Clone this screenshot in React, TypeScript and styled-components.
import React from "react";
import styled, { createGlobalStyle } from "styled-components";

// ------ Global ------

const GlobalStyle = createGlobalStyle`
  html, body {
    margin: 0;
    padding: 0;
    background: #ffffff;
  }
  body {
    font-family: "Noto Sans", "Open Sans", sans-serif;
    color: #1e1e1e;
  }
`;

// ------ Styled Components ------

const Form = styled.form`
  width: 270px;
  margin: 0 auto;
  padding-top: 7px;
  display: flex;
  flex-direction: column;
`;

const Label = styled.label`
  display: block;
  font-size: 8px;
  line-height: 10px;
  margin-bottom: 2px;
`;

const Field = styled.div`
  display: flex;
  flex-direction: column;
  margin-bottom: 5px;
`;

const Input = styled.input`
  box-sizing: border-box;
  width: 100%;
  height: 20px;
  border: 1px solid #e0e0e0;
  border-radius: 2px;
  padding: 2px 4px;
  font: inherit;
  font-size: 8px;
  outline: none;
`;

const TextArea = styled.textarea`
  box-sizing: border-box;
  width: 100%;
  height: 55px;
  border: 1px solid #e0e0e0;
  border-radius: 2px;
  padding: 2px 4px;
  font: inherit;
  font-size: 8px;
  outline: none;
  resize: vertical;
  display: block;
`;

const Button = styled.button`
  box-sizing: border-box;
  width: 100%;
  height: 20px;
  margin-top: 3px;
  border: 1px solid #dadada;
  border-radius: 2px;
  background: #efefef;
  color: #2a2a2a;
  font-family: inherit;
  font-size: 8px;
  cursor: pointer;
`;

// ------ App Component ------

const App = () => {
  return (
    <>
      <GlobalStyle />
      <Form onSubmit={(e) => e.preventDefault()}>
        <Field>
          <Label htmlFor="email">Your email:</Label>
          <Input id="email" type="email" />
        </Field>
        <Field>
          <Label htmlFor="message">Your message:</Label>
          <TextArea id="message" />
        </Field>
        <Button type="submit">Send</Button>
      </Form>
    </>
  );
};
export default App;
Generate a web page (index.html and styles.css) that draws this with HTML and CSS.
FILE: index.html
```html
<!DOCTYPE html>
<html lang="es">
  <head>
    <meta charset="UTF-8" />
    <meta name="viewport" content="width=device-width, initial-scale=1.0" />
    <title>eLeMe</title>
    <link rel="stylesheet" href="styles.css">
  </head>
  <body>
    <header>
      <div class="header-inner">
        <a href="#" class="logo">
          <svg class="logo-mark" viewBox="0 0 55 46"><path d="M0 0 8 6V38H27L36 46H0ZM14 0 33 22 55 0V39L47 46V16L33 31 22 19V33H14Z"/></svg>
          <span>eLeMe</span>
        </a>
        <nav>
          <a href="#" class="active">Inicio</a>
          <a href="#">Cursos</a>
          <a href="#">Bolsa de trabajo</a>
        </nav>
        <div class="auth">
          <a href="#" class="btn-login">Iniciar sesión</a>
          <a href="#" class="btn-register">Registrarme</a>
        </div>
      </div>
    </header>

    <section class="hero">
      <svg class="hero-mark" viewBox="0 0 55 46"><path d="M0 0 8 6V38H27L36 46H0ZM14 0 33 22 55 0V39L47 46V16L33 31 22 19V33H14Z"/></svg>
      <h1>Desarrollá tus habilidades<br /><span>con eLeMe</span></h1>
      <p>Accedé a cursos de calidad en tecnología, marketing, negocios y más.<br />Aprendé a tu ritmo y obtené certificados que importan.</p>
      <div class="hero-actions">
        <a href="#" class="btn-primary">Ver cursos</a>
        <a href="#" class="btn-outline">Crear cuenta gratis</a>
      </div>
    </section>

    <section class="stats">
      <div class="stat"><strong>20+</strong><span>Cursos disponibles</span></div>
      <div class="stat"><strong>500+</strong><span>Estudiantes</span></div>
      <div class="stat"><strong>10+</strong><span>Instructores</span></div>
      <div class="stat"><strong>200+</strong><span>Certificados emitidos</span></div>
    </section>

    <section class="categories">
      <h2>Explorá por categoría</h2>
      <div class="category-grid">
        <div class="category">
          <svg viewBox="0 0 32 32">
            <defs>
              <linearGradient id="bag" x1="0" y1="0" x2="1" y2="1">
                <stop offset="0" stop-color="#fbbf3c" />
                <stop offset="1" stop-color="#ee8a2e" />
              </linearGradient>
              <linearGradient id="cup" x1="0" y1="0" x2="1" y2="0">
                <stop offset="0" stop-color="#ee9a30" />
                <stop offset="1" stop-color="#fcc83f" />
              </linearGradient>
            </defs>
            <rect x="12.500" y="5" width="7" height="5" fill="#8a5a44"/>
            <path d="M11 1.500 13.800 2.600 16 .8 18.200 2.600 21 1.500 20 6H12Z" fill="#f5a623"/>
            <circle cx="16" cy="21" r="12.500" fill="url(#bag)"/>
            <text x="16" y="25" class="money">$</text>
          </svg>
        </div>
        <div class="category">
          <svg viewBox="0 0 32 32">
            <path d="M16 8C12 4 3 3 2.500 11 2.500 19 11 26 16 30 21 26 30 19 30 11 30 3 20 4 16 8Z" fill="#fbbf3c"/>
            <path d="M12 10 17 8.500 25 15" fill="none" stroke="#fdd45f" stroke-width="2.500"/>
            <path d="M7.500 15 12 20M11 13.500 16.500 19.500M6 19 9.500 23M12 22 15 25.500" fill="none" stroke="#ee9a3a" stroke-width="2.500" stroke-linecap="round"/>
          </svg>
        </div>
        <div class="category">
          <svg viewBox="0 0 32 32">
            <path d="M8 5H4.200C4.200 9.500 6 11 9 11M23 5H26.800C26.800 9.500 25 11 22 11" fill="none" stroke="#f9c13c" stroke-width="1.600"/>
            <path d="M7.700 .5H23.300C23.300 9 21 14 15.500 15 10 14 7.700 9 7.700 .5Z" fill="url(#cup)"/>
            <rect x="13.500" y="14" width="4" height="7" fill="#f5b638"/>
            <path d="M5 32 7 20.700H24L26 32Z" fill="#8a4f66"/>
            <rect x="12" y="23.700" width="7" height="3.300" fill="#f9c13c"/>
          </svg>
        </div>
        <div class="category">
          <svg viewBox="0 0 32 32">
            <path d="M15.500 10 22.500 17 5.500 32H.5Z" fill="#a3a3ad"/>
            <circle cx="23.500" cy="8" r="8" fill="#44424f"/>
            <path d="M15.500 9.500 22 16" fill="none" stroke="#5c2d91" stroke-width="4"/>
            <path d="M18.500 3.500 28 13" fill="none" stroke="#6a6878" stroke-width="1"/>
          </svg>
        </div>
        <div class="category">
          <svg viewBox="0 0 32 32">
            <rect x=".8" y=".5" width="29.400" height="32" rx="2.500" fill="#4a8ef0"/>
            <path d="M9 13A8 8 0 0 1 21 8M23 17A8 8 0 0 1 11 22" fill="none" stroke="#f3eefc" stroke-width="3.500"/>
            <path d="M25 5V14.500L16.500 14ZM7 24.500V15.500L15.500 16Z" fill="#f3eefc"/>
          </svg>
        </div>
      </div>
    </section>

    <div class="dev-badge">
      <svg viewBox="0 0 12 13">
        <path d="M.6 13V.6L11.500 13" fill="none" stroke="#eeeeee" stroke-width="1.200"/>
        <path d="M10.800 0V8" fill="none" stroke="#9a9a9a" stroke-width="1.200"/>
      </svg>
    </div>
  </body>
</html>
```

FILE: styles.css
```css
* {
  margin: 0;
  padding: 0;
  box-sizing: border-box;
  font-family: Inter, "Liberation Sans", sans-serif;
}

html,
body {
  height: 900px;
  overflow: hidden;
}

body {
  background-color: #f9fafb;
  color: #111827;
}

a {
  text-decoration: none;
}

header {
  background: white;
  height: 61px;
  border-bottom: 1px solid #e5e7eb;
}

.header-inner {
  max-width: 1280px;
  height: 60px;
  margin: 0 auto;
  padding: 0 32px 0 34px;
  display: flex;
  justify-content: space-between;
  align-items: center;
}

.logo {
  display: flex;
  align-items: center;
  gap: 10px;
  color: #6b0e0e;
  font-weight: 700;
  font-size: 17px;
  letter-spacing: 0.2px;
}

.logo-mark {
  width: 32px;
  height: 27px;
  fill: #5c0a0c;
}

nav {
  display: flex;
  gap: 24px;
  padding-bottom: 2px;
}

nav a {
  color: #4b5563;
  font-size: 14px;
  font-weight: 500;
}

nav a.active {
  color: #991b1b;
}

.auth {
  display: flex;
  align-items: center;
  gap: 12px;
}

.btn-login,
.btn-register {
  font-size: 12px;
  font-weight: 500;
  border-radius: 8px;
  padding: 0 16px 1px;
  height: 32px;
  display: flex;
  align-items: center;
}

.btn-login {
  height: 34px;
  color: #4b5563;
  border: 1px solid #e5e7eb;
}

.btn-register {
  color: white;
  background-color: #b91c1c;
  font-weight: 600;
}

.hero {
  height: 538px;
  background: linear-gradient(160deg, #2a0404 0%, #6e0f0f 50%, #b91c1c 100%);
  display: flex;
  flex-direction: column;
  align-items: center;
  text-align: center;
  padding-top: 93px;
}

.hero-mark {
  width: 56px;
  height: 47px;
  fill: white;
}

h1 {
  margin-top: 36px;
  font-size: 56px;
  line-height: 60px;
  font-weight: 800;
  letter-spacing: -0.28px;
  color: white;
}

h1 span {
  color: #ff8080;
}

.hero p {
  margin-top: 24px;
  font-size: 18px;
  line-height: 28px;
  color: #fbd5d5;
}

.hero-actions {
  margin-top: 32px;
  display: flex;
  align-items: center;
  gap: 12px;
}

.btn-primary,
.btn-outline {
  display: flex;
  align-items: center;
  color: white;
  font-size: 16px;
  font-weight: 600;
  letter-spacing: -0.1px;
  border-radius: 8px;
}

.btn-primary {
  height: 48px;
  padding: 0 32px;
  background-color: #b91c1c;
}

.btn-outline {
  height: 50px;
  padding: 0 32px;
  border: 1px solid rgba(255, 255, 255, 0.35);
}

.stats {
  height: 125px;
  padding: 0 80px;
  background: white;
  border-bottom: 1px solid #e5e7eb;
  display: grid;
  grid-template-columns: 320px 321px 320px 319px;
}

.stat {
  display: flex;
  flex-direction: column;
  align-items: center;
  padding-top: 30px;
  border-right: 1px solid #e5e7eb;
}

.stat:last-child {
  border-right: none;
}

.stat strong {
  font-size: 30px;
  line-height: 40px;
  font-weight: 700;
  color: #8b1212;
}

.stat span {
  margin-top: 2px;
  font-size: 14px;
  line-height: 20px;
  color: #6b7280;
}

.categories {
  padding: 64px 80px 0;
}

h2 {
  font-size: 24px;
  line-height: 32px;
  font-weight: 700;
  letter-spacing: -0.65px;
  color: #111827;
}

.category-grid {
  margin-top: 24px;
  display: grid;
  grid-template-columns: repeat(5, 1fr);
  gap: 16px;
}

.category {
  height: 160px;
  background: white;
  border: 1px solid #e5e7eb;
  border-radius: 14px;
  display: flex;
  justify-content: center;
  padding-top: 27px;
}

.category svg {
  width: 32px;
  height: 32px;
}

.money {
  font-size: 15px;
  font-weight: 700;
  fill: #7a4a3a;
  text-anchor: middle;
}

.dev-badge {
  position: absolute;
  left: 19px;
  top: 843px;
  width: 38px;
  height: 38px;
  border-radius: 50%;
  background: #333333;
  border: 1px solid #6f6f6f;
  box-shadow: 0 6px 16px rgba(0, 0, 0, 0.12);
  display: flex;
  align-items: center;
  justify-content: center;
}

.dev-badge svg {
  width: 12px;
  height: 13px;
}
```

■ ■ ■

* WRITTEN INSTRUCTION *
Copy out the listing above, line by line and exactly, from its first line to the line holding "export default App;", inclusive.

* PROBLEM SOLUTION *
Clone this screenshot in React, TypeScript and styled-components.
import React from "react";
import styled, { createGlobalStyle } from "styled-components";

// ------ Global ------

const GlobalStyle = createGlobalStyle`
  html, body {
    margin: 0;
    padding: 0;
    background: #ffffff;
  }
  body {
    font-family: "Noto Sans", "Open Sans", sans-serif;
    color: #1e1e1e;
  }
`;

// ------ Styled Components ------

const Form = styled.form`
  width: 270px;
  margin: 0 auto;
  padding-top: 7px;
  display: flex;
  flex-direction: column;
`;

const Label = styled.label`
  display: block;
  font-size: 8px;
  line-height: 10px;
  margin-bottom: 2px;
`;

const Field = styled.div`
  display: flex;
  flex-direction: column;
  margin-bottom: 5px;
`;

const Input = styled.input`
  box-sizing: border-box;
  width: 100%;
  height: 20px;
  border: 1px solid #e0e0e0;
  border-radius: 2px;
  padding: 2px 4px;
  font: inherit;
  font-size: 8px;
  outline: none;
`;

const TextArea = styled.textarea`
  box-sizing: border-box;
  width: 100%;
  height: 55px;
  border: 1px solid #e0e0e0;
  border-radius: 2px;
  padding: 2px 4px;
  font: inherit;
  font-size: 8px;
  outline: none;
  resize: vertical;
  display: block;
`;

const Button = styled.button`
  box-sizing: border-box;
  width: 100%;
  height: 20px;
  margin-top: 3px;
  border: 1px solid #dadada;
  border-radius: 2px;
  background: #efefef;
  color: #2a2a2a;
  font-family: inherit;
  font-size: 8px;
  cursor: pointer;
`;

// ------ App Component ------

const App = () => {
  return (
    <>
      <GlobalStyle />
      <Form onSubmit={(e) => e.preventDefault()}>
        <Field>
          <Label htmlFor="email">Your email:</Label>
          <Input id="email" type="email" />
        </Field>
        <Field>
          <Label htmlFor="message">Your message:</Label>
          <TextArea id="message" />
        </Field>
        <Button type="submit">Send</Button>
      </Form>
    </>
  );
};
export default App;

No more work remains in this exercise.